Why are people so obsessed with getting the OpenBSD developers to move from CVS? If it works for them and do what they need there's no need to move.


Because people might be interested to review their changes, and CVS makes that very difficult.


How so? CVS do make branching and merging rather annoying, but I don't see how reviewing changes becomes difficult. It's a lot easier to track the changes to the entire OpenBSD source three, compared to the Linux kernel.

Git and Mercurial are extremely nice tools, but the flow of patches and branches quickly become rather hard to follow. CVS doesn't have most of the features that newer tools have, so there's stuff you simply can't do, but it is extremely easy to follow the code.


There's many problems that makes it very annoying to review their changes:

- CVS commits are per file. You can't see changes made by a single commit to multiple files.

- CVS cannot rename files. You have to create a new file and remove the old one. So you cannot follow history of the changes.

- CVS is really slow. You cannot clone the repository locally, so it takes a few seconds to show any change, whereas git shows you any commit and logs instantly. And you can't do it offline (for instance if you need to spend a few hours in a train).

- git log / show / diff is so much better than cvs log / diff.

- you can't use things like git blame

- they've lost all openssl.org history. If they were using git, they could have cloned the openssl git repository, and add their commits on top, keeping all history (which is often very useful when you're trying to understand why something has been done like this, or who introduced some change).

I'm not an openssl expert, so I didn't plan to review their changes anyway. But if I had to, using CVS would be the most annoying thing.
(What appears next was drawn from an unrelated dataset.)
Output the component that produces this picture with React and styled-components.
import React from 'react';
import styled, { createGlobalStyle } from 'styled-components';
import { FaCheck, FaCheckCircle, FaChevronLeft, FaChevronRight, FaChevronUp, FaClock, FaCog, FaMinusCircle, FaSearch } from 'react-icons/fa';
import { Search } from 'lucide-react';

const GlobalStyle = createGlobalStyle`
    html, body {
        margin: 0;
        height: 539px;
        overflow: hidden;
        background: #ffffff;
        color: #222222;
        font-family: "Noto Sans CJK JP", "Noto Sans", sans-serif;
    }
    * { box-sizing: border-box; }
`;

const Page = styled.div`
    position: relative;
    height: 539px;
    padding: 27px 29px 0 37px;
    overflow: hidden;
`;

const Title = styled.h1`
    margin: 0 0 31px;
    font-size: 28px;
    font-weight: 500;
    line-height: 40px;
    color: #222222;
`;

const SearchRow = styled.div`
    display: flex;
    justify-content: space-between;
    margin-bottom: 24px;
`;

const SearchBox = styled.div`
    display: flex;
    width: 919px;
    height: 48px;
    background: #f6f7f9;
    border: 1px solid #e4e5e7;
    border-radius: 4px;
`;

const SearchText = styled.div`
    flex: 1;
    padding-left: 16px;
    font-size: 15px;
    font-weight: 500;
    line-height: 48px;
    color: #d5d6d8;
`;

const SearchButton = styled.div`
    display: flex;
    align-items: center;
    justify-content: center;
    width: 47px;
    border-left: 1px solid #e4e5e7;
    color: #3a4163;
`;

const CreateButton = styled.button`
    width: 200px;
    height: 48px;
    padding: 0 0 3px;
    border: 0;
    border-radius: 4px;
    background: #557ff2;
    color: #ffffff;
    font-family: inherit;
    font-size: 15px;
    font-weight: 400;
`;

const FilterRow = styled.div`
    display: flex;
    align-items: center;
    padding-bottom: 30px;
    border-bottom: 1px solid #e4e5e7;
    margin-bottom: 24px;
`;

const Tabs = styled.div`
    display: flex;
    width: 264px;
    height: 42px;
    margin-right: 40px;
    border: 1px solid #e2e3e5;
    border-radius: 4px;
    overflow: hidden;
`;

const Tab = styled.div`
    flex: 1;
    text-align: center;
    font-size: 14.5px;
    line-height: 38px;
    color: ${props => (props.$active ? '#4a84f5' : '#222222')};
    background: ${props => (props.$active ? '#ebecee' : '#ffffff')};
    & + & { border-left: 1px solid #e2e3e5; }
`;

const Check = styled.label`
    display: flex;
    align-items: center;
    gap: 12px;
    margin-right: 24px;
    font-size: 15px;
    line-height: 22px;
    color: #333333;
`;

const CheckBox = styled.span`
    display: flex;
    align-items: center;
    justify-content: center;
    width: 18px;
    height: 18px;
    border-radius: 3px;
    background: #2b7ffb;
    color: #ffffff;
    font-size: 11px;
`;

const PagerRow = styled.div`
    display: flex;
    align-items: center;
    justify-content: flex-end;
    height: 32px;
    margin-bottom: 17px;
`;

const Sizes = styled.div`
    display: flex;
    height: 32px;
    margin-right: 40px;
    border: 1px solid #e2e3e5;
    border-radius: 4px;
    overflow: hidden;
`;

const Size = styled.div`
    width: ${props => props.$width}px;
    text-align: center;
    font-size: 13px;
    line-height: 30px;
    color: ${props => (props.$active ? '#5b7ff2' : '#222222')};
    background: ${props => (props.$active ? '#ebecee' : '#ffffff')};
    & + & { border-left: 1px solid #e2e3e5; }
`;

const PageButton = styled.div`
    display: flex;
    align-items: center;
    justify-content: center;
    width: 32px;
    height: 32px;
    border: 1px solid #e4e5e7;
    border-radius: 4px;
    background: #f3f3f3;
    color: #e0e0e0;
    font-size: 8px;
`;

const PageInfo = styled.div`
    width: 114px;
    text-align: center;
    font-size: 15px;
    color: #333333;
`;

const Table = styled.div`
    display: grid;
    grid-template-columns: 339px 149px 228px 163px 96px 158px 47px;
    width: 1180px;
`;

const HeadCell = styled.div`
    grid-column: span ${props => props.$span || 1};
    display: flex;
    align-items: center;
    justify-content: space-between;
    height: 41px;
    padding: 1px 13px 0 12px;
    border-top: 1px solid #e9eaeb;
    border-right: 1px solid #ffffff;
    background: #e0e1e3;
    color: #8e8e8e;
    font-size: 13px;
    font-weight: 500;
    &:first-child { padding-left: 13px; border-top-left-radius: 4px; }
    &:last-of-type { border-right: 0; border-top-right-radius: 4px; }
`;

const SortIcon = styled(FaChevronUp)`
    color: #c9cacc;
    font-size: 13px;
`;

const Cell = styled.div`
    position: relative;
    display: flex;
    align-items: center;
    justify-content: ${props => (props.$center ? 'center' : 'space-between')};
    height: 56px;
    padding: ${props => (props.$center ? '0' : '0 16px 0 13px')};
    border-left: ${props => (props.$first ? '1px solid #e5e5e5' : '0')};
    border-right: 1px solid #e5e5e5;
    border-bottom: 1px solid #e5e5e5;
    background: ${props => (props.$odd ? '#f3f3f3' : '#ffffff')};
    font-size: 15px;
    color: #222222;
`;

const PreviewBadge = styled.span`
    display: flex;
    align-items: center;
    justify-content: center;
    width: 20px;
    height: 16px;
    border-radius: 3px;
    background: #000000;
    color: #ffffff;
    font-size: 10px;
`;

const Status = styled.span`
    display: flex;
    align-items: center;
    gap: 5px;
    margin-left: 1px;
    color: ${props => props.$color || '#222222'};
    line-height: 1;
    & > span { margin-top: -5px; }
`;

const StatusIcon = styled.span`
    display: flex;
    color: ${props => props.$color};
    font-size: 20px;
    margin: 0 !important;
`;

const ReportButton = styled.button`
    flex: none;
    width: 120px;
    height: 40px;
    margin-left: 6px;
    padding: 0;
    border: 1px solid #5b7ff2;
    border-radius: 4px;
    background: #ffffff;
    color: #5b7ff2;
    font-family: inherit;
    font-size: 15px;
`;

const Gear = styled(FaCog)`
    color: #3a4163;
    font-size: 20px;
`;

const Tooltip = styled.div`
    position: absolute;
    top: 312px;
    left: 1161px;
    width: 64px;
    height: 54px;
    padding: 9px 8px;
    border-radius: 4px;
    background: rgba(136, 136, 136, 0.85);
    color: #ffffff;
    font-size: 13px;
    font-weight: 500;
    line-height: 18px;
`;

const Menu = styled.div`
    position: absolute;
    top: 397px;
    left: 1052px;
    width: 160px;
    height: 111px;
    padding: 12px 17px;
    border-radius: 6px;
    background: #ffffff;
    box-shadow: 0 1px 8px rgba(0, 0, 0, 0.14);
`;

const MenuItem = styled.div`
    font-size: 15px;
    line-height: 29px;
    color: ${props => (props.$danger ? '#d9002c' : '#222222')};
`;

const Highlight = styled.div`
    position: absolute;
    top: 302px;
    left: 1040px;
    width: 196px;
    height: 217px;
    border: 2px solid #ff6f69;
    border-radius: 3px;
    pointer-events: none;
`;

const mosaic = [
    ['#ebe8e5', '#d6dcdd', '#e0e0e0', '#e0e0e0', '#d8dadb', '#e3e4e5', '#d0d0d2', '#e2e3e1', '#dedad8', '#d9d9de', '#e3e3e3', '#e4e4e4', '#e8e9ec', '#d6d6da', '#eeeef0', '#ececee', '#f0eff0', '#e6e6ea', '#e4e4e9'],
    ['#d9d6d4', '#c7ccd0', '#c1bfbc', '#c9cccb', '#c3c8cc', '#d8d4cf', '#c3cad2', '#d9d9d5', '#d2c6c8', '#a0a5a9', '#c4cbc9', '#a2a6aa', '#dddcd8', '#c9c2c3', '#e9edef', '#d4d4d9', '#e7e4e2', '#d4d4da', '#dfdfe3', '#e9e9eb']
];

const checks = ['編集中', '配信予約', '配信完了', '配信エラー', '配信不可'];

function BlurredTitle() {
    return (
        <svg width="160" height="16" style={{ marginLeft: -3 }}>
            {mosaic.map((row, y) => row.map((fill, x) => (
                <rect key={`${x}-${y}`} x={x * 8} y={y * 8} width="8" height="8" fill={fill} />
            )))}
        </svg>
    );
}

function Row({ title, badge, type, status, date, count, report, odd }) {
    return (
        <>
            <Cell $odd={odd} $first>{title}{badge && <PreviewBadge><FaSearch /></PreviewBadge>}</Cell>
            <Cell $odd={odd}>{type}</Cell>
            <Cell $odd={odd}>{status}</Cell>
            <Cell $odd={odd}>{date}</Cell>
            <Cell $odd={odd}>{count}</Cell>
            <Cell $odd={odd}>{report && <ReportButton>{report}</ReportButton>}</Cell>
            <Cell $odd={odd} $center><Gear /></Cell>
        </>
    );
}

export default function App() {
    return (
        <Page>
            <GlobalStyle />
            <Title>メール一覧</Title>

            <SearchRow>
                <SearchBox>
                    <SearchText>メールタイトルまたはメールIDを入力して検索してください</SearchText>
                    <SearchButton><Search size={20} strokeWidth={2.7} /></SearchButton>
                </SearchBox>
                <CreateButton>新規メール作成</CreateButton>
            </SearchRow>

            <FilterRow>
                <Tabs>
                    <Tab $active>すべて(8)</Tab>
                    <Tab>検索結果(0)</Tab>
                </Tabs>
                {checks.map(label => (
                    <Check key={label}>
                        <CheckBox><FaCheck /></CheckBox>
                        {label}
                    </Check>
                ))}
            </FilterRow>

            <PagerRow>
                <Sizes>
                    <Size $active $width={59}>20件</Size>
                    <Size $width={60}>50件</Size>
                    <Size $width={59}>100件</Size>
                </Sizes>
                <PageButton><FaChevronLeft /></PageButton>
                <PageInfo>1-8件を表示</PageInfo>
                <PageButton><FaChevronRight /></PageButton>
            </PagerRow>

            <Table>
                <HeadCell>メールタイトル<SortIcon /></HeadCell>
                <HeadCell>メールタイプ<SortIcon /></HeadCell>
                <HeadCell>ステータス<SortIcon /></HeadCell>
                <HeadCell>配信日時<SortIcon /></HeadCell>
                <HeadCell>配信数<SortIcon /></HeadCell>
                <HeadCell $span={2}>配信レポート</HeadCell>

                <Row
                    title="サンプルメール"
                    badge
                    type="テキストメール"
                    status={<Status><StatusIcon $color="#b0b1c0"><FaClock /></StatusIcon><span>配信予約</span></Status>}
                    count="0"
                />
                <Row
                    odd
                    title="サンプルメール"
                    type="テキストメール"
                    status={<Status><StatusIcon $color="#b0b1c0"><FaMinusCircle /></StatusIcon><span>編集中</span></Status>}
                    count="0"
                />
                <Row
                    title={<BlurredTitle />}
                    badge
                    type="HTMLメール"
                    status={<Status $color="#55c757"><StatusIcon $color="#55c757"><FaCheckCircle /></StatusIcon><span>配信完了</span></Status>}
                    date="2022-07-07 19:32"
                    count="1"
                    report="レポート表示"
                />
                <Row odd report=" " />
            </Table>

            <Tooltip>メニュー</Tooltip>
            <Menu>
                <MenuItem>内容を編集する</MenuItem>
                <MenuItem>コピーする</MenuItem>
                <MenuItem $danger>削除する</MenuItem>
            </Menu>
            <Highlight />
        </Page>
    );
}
> I'm not an openssl expert, so I didn't plan to review their changes anyway

Bad excuse. Now if you said you don't know C at all, that'd be reasonable.
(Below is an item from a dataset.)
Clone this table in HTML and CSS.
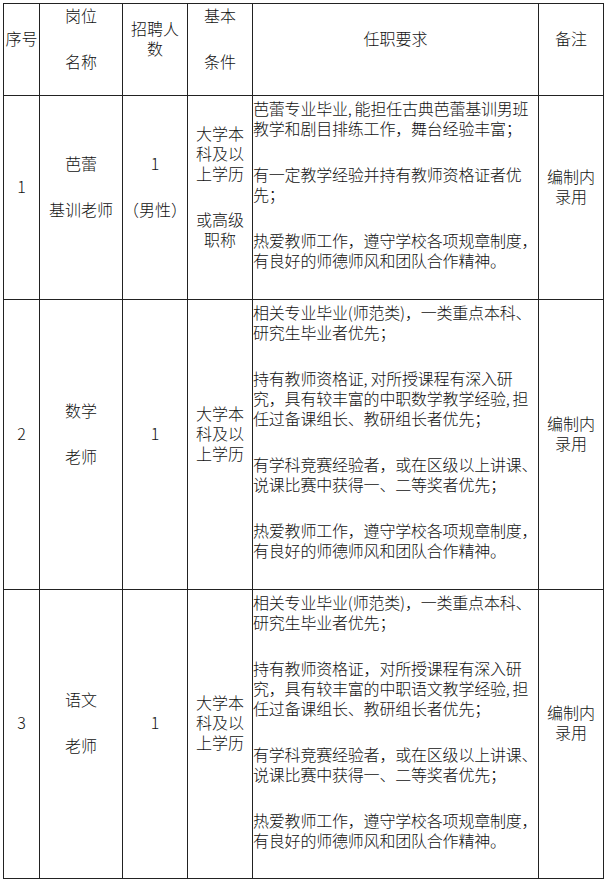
FILE: index.html
```html
<!DOCTYPE html>
<html lang="zh-CN">
<head>
<meta charset="utf-8">
<title>招聘岗位</title>
<link rel="stylesheet" href="styles.css">
</head>
<body>
<table class="grid">
  <colgroup>
    <col class="c-no">
    <col class="c-post">
    <col class="c-num">
    <col class="c-basic">
    <col class="c-req">
    <col class="c-note">
  </colgroup>
  <tr class="r-head">
    <td class="mid"><p>序号</p></td>
    <td class="mid"><p>岗位</p><p>名称</p></td>
    <td class="mid"><p>招聘人<br>数</p></td>
    <td class="mid"><p>基本</p><p>条件</p></td>
    <td class="mid"><p>任职要求</p></td>
    <td class="mid"><p>备注</p></td>
  </tr>
  <tr class="r-1">
    <td class="mid"><p>1</p></td>
    <td class="mid"><p>芭蕾</p><p>基训老师</p></td>
    <td class="mid"><p>1</p><p>（男性）</p></td>
    <td class="mid"><p>大学本<br>科及以<br>上学历</p><p>或高级<br>职称</p></td>
    <td class="req">
      <p>芭蕾专业毕业,&#8201;能担任古典芭蕾基训男班<br>教学和剧目排练工作，舞台经验丰富；</p>
      <p>有一定教学经验并持有教师资格证者优<br>先；</p>
      <p>热爱教师工作，遵守学校各项规章制度，<br>有良好的师德师风和团队合作精神。</p>
    </td>
    <td class="mid"><p>编制内<br>录用</p></td>
  </tr>
  <tr class="r-2">
    <td class="mid"><p>2</p></td>
    <td class="mid"><p>数学</p><p>老师</p></td>
    <td class="mid"><p>1</p></td>
    <td class="mid"><p>大学本<br>科及以<br>上学历</p></td>
    <td class="req">
      <p>相关专业毕业(师范类)，一类重点本科、<br>研究生毕业者优先；</p>
      <p>持有教师资格证,&#8201;对所授课程有深入研<br>究，具有较丰富的中职数学教学经验,&#8201;担<br>任过备课组长、教研组长者优先；</p>
      <p>有学科竞赛经验者，或在区级以上讲课、<br>说课比赛中获得一、二等奖者优先；</p>
      <p>热爱教师工作，遵守学校各项规章制度，<br>有良好的师德师风和团队合作精神。</p>
    </td>
    <td class="mid"><p>编制内<br>录用</p></td>
  </tr>
  <tr class="r-3">
    <td class="mid"><p>3</p></td>
    <td class="mid"><p>语文</p><p>老师</p></td>
    <td class="mid"><p>1</p></td>
    <td class="mid"><p>大学本<br>科及以<br>上学历</p></td>
    <td class="req">
      <p>相关专业毕业(师范类)，一类重点本科、<br>研究生毕业者优先；</p>
      <p>持有教师资格证，对所授课程有深入研<br>究，具有较丰富的中职语文教学经验,&#8201;担<br>任过备课组长、教研组长者优先；</p>
      <p>有学科竞赛经验者，或在区级以上讲课、<br>说课比赛中获得一、二等奖者优先；</p>
      <p>热爱教师工作，遵守学校各项规章制度，<br>有良好的师德师风和团队合作精神。</p>
    </td>
    <td class="mid"><p>编制内<br>录用</p></td>
  </tr>
</table>
</body>
</html>
```
FILE: styles.css
```css
html, body {
  margin: 0;
  padding: 0;
  background: #ffffff;
}

body {
  padding: 3px 0 0 3px;
  font-family: "Noto Sans CJK SC", "Noto Sans", sans-serif;
  font-size: 16px;
  font-weight: 300;
  line-height: 20px;
  color: #111;
}

.grid {
  border-collapse: collapse;
  table-layout: fixed;
  width: 600px;
  border: 1px solid #222;
}

.grid td {
  border: 1px solid #222;
  padding: 0;
  white-space: nowrap;
  overflow: visible;
}

.c-no { width: 36px; }
.c-post { width: 83px; }
.c-num { width: 65px; }
.c-basic { width: 65px; }
.c-req { width: 286px; }
.c-note { width: 65px; }

.r-head { height: 92px; }
.r-1 { height: 204px; }
.r-2 { height: 290px; }
.r-3 { height: 289px; }

.grid p {
  margin: 0;
}

.grid p + p {
  margin-top: 26px;
}

.mid {
  vertical-align: middle;
  text-align: center;
  padding-bottom: 24px !important;
}

.req {
  vertical-align: top;
  text-align: left;
  padding-top: 2px !important;
  letter-spacing: -0.2px;
}
```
> But if I had to, using CVS would be the most annoying thing.

There's freshbsd, cgit on anoncvs, probably a git repo or two on github. You don't need to touch CVS to view the code and diffs. Blaming the VCS that much is a bunch of lazy excuses. Yes, CVS has its shortcomings. No it doesn't make code review difficult.


> Blaming the VCS that much is a bunch of lazy excuses.
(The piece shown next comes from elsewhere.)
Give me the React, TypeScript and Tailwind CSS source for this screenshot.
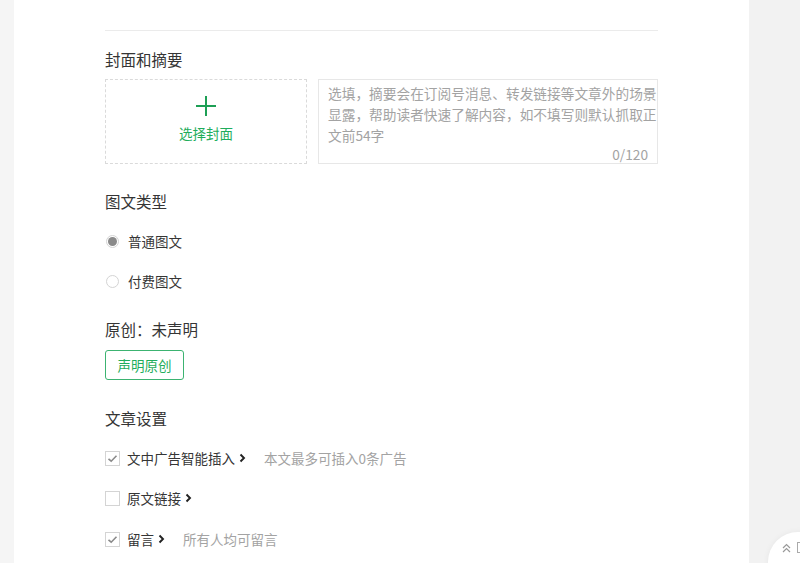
import React from "react";

const font = { fontFamily: '"Noto Sans CJK SC", "Noto Sans", sans-serif' };

function Chevron() {
  return (
    <svg width="7" height="10" viewBox="0 0 7 10" className="ml-[4px] shrink-0">
      <path d="M1.5 1.5 L5 5 L1.5 8.5" fill="none" stroke="#222" strokeWidth="1.9" />
    </svg>
  );
}

function Check({ checked }: { checked: boolean }) {
  return (
    <span className="w-[15px] h-[15px] border border-[#d4d4d4] bg-white flex items-center justify-center shrink-0">
      {checked && (
        <svg width="11" height="9" viewBox="0 0 11 9">
          <path d="M1.5 4.8 L4.2 7.2 L9.5 1.8" fill="none" stroke="#8a8a8a" strokeWidth="1.6" />
        </svg>
      )}
    </span>
  );
}

function Radio({ checked }: { checked: boolean }) {
  return (
    <span className="w-[13px] h-[13px] rounded-full border border-[#d4d4d4] bg-white flex items-center justify-center shrink-0">
      {checked && <span className="w-[9px] h-[9px] rounded-full bg-[#8a8a8a]" />}
    </span>
  );
}

export default function App() {
  return (
    <div className="relative w-full h-[563px] overflow-hidden flex bg-[#f5f5f5] text-[#353535]" style={font}>
      <div className="w-[14px] shrink-0 bg-[#f5f5f5]" />
      <div className="w-[735px] shrink-0 bg-white pl-[91px]">
        <div className="w-[553px] pt-[30px]">
          <div className="h-px bg-[#ebebeb]" />
          <div className="mt-[16px] text-[15.5px] leading-[24px]">封面和摘要</div>
          <div className="mt-[8px] flex gap-[11px]">
            <div className="w-[202px] h-[85px] border border-dashed border-[#dadada] flex flex-col items-center justify-center">
              <svg width="20" height="20" viewBox="0 0 20 20" className="mt-[-5px]">
                <path d="M10 0 V20 M0 10 H20" stroke="#1d9f55" strokeWidth="2" />
              </svg>
              <div className="mt-[7px] text-[13.5px] leading-[20px] text-[#1fad5c]">选择封面</div>
            </div>
            <div className="w-[340px] h-[85px] border border-[#e7e7e7] pl-[9px] pr-0 pt-[3px] flex flex-col justify-between">
              <div className="text-[13.7px] leading-[21px] text-[#a3a3a3]">
                选填，摘要会在订阅号消息、转发链接等文章外的场景显露，帮助读者快速了解内容，如不填写则默认抓取正文前54字
              </div>
              <div className="self-end mr-[9px] mb-[2px] text-[13.7px] leading-[14px] text-[#a3a3a3]">0/120</div>
            </div>
          </div>

          <div className="mt-[25px] text-[15.5px] leading-[24px]">图文类型</div>
          <div className="mt-[18px] flex items-center h-[20px] pl-[1px] gap-[9px] text-[13.5px]">
            <Radio checked />
            <span>普通图文</span>
          </div>
          <div className="mt-[20px] flex items-center h-[20px] pl-[1px] gap-[9px] text-[13.5px]">
            <Radio checked={false} />
            <span>付费图文</span>
          </div>

          <div className="mt-[26px] text-[15.5px] leading-[24px]">原创：未声明</div>
          <button className="mt-[9px] w-[79px] h-[30px] border border-[#3cb371] rounded-[3px] text-[13.5px] text-[#1fad5c] bg-white" style={font}>
            声明原创
          </button>

          <div className="mt-[26px] text-[15.5px] leading-[24px]">文章设置</div>
          <div className="mt-[18px] flex items-center h-[20px] text-[13.5px]">
            <Check checked />
            <span className="ml-[7px]">文中广告智能插入</span>
            <Chevron />
            <span className="ml-[18px] text-[#a3a3a3]">本文最多可插入0条广告</span>
          </div>
          <div className="mt-[20px] flex items-center h-[20px] text-[13.5px]">
            <Check checked={false} />
            <span className="ml-[7px]">原文链接</span>
            <Chevron />
          </div>
          <div className="mt-[21px] flex items-center h-[20px] text-[13.5px]">
            <Check checked />
            <span className="ml-[7px]">留言</span>
            <Chevron />
            <span className="ml-[18px] text-[#a3a3a3]">所有人均可留言</span>
          </div>
        </div>
      </div>
      <div className="flex-1 bg-[#f2f2f2]" />

      <div className="absolute left-[768px] top-[532px] w-[80px] h-[60px] rounded-full bg-white shadow-[0_0_6px_rgba(0,0,0,0.05)] flex items-start pt-[11px] pl-[14px] gap-[6px]">
        <svg width="9" height="10" viewBox="0 0 9 10">
          <path d="M1 5 L4.5 1.5 L8 5 M1 9 L4.5 5.5 L8 9" fill="none" stroke="#999" strokeWidth="1.2" />
        </svg>
        <span className="w-[8px] h-[11px] border border-[#aaa] mt-[-1px]" />
      </div>
    </div>
  );
}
I'm not blaming CVS as an excuse, because as I said, I didn't plan to review it anyway.

> No it doesn't make code review difficult.

It does make code review difficult, for all the reasons I gave. And I've seen several people who try review it complain about that too.


For security reasons.

It is possible with CVS and even SVN to insert bad code on their repository server - but with git thats a much harder if not impossible to do.


Can you explain how this attack works, or provide a link?


Lets assume somehow you as attacker got access to the box where their CVS process is running.

Now you can edit a file, insert a line or change a "uid != 0" to "uid = 0", you also edit the history of the CVS repistory to make it seem that this change was introduced with some patch 3 years ago by Theo. Because its CVS or SVN the history is in the server, and not on every developers computers. Next time the devs build the tar.gz for distribution your bug is in it.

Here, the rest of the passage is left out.